Task details:
Copy each line that contains the word "styles".

Available data:
%%

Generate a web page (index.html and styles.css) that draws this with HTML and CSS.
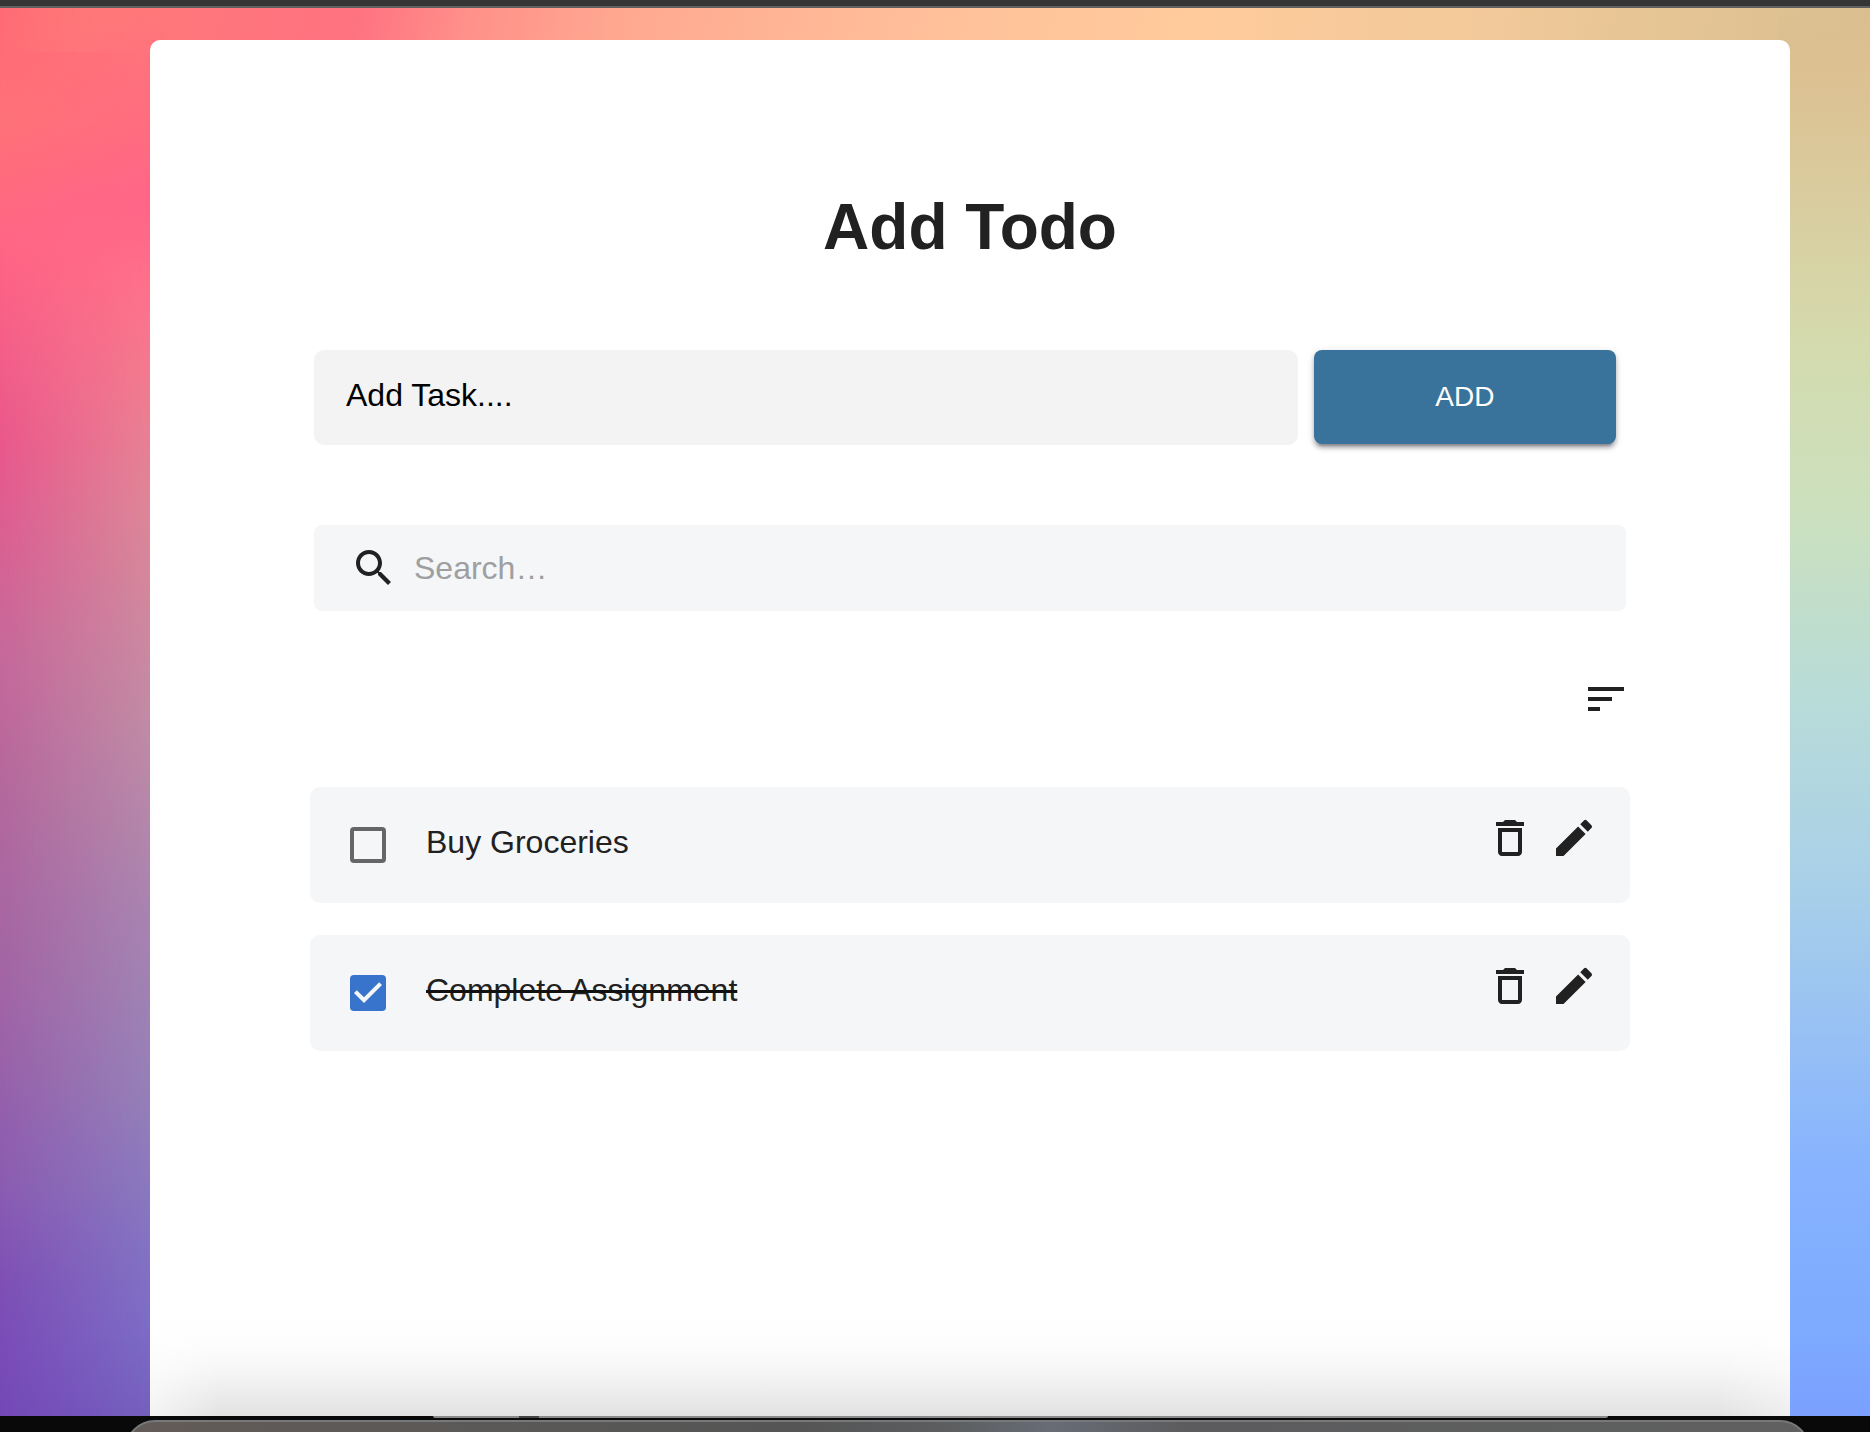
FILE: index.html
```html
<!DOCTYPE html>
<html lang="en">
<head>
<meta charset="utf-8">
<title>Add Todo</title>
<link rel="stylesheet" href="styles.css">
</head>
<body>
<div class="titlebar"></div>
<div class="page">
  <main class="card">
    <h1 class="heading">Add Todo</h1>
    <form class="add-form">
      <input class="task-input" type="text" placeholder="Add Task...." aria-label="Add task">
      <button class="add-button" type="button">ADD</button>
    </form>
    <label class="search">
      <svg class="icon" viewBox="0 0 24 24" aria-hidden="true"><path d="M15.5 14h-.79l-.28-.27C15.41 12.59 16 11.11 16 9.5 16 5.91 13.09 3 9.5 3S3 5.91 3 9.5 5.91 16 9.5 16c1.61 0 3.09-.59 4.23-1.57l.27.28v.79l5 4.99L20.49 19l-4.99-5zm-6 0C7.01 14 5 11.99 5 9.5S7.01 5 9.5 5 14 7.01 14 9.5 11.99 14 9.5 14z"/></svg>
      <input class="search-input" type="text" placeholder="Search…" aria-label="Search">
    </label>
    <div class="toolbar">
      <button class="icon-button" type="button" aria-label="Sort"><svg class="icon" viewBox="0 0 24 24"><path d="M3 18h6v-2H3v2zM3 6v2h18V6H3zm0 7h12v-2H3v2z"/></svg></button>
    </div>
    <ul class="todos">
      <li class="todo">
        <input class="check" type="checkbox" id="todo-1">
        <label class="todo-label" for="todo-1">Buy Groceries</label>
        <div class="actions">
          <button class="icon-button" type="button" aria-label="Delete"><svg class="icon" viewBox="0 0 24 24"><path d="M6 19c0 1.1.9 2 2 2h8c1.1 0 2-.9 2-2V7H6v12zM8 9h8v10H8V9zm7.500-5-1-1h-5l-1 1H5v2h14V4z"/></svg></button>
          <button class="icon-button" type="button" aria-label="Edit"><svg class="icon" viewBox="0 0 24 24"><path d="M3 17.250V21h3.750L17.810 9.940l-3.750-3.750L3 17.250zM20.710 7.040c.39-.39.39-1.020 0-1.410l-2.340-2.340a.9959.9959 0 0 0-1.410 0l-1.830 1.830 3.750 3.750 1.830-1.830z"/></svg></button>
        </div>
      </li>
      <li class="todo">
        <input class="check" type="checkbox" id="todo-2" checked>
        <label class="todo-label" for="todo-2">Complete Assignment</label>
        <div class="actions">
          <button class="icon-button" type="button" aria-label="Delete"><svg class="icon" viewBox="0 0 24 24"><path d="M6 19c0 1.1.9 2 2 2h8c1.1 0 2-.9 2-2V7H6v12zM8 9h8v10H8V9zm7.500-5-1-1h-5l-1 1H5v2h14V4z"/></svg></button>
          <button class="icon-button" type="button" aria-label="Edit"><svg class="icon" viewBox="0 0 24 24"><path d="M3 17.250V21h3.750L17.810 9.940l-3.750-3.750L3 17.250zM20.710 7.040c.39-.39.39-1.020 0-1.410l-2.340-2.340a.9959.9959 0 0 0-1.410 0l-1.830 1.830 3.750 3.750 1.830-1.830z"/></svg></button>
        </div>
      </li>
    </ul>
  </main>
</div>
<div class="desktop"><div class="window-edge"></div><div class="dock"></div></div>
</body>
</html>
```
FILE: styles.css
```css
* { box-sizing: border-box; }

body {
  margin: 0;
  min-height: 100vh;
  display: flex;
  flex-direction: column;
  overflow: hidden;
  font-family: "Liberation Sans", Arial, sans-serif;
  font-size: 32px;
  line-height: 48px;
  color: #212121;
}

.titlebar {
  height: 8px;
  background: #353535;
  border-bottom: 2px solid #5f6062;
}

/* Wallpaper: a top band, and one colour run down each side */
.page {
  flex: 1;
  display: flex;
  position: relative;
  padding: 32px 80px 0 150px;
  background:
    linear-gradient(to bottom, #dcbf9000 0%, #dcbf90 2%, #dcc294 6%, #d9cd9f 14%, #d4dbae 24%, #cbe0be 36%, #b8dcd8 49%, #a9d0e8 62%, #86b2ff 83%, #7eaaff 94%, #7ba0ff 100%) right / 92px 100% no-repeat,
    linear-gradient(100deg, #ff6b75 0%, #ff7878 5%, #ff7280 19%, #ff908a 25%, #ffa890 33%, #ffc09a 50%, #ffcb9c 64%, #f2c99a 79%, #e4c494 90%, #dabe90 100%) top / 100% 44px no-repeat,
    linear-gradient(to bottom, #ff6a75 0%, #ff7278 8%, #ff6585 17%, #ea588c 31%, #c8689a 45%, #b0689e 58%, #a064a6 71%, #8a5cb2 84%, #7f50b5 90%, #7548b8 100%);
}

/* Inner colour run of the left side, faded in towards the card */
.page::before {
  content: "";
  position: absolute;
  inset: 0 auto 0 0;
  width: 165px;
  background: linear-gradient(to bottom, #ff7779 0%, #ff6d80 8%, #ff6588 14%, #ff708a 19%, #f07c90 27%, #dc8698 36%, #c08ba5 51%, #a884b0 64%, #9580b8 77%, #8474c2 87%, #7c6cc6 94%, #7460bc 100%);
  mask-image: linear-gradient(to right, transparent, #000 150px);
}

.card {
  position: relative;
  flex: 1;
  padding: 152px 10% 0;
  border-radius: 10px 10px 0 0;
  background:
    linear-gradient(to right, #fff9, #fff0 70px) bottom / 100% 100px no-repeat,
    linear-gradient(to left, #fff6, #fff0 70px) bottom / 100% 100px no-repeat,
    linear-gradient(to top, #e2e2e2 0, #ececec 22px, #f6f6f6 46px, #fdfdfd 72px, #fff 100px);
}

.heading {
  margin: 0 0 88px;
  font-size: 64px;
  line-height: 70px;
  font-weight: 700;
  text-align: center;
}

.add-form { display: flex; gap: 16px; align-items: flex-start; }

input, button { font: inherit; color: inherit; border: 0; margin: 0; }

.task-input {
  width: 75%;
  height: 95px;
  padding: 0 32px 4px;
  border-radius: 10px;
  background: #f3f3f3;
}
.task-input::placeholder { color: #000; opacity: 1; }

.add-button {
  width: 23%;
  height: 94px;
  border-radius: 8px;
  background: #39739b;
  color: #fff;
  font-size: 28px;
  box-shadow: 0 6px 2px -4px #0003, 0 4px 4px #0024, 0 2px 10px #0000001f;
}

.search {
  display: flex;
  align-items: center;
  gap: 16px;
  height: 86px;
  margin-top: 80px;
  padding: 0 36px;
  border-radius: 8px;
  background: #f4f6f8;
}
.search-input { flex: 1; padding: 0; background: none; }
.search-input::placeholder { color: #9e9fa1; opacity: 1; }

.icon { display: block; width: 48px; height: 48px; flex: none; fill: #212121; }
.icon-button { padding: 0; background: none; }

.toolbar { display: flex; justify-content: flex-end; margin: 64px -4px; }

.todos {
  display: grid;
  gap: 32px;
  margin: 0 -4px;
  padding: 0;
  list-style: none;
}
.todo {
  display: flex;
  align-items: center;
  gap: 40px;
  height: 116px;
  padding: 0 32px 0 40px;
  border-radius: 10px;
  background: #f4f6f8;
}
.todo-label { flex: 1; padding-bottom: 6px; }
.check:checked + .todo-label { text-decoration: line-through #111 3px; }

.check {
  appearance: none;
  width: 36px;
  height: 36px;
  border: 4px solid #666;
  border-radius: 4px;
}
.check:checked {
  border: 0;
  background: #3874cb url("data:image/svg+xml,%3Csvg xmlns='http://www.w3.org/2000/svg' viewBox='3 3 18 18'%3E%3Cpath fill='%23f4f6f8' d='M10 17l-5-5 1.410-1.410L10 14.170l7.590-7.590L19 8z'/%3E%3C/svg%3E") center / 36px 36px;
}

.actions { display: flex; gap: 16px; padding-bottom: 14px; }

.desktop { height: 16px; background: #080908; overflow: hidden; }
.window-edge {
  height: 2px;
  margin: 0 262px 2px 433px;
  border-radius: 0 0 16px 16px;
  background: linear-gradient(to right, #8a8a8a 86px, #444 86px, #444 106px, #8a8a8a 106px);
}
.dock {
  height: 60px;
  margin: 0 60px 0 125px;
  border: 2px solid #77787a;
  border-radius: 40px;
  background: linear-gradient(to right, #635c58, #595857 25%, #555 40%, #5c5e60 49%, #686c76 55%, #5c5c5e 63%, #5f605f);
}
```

%%

The reply:
Generate a web page (index.html and styles.css) that draws this with HTML and CSS.
<link rel="stylesheet" href="styles.css">
FILE: styles.css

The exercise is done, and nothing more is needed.